Short task - Pull each line containing "React" out of the data and copy it.

Given material -

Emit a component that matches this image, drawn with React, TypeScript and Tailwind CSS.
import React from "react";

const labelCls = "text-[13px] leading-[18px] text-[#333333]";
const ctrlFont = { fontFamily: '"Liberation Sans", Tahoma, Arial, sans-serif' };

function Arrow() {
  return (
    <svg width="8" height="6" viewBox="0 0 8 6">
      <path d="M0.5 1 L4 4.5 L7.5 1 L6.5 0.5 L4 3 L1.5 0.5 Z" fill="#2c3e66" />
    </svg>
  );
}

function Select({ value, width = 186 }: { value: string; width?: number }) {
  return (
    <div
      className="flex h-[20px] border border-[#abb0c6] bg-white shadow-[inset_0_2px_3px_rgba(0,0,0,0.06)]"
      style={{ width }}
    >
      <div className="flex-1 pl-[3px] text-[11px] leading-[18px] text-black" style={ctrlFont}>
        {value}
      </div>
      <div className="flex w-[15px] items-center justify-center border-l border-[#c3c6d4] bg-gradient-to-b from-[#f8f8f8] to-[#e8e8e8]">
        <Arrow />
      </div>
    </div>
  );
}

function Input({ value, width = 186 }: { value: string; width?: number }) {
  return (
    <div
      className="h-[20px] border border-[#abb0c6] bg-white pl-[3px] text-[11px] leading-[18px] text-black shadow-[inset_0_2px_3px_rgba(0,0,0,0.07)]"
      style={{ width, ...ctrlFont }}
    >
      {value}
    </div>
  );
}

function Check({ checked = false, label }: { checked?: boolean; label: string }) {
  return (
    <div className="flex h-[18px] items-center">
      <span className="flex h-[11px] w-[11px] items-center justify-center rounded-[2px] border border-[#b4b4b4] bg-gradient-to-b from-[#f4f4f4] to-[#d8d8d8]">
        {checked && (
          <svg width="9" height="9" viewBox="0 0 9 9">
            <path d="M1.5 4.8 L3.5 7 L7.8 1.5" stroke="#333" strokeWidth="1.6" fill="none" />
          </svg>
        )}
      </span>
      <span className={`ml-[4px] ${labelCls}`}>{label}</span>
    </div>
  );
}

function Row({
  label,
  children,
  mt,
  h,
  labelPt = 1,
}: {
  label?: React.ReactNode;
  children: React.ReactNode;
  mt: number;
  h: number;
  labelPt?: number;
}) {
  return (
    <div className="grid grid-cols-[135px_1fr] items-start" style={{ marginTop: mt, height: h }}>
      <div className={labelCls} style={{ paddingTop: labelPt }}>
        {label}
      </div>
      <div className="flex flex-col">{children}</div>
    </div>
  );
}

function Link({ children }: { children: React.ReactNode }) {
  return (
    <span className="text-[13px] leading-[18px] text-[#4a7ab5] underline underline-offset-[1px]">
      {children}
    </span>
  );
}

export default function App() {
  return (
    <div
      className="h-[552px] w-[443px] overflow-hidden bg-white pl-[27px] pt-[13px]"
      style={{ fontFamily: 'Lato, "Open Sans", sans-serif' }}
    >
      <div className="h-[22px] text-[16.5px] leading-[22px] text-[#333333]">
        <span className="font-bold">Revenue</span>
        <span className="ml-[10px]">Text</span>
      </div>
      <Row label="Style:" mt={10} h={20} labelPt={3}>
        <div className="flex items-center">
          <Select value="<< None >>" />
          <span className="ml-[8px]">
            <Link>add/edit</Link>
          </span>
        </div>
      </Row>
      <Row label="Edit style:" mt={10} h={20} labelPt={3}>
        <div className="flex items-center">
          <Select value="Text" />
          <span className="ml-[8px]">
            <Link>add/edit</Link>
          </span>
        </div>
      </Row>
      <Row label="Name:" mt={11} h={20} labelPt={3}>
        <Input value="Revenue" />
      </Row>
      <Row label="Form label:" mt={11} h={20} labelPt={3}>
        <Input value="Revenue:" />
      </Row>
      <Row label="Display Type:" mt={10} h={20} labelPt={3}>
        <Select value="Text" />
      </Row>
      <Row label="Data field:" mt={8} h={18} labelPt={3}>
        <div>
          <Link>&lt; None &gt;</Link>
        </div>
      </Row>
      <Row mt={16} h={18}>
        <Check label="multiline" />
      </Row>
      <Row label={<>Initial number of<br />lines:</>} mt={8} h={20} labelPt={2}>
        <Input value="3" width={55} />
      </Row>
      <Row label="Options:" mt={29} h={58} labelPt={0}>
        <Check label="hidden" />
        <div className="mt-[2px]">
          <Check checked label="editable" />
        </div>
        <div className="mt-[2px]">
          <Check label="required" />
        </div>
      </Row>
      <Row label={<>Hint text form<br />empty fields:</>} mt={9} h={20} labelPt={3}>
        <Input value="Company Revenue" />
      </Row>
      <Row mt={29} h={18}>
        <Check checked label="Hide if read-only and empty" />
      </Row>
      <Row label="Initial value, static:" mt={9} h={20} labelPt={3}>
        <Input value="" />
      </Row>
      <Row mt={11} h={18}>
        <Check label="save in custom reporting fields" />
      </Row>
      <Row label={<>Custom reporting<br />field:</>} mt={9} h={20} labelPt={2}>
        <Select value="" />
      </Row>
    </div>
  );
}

Reply to the exercise -
Emit a component that matches this image, drawn with React, TypeScript and Tailwind CSS.
import React from "react";
  label?: React.ReactNode;
  children: React.ReactNode;
function Link({ children }: { children: React.ReactNode }) {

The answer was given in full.